The Mummies Of Urumchi - Brief Article - EX
Natural History, July, 1999 by Elizabeth Wayland Barber

From THE MUMMIES OF URUMCHI by Elizabeth Wayland Barber. Copyright [C] 1999 by Elizabeth Wayland Barber. With permission of the publisher, W. W. Norton and Company, Inc.

With their high-bridged noses, deep round eye sockets, and fair hair, the ancient mummies found in the Tarim Basin in central Asia bear little resemblance to the Turkic or Mongol residents of the region today.

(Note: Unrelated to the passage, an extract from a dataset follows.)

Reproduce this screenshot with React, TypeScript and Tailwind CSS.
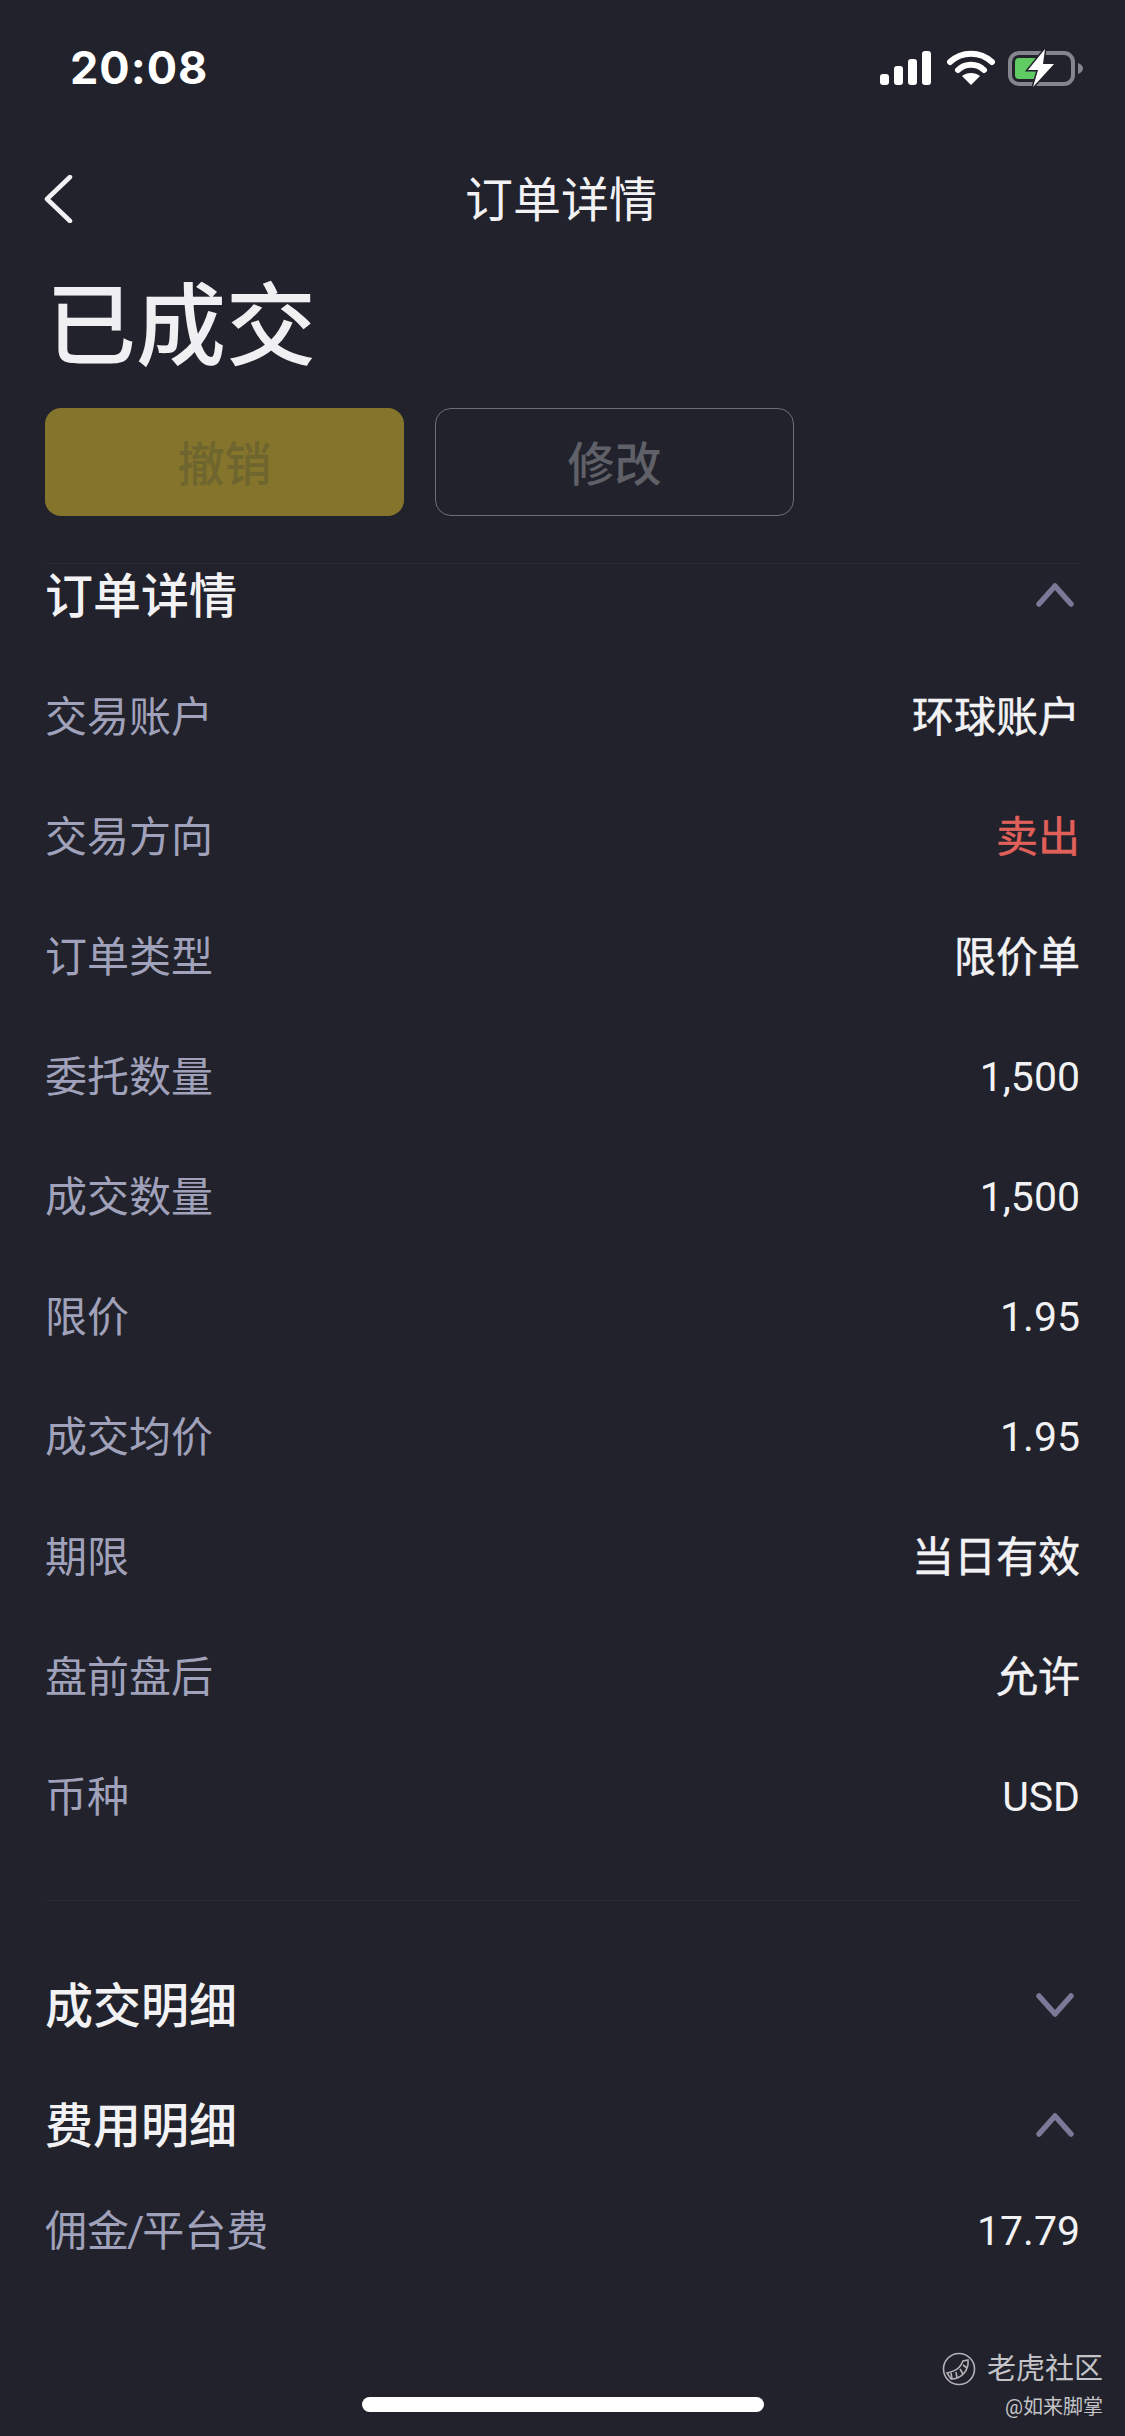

The woman from Qawrighul (Gumugou, in Chinese) lies in state in the first case of the mummy gallery in the museum at Urumchi, capital of the remote Chinese-administered region known as Xinjiang and some sixteen hundred miles west of Beijing. She is bundled up in a brown woolen wrap with funerary gifts surrounding her. Buried between 2000 and 1800 B.C. (the era of Abraham and the patriarchs), she is one of the earliest mummies exhumed from China's Tarim Basin, toward the eastern end of the egg-shaped Taklimakan Desert between Mongolia in the north and Tibet in the south. Framed by auburn hair, her face looks so peaceful and hauntingly beautiful that she is nicknamed the Beauty of Loulan. A painting by a local artist of how she probably looked when alive adorns wall posters and the CD covers of recordings by local Turkic musicians.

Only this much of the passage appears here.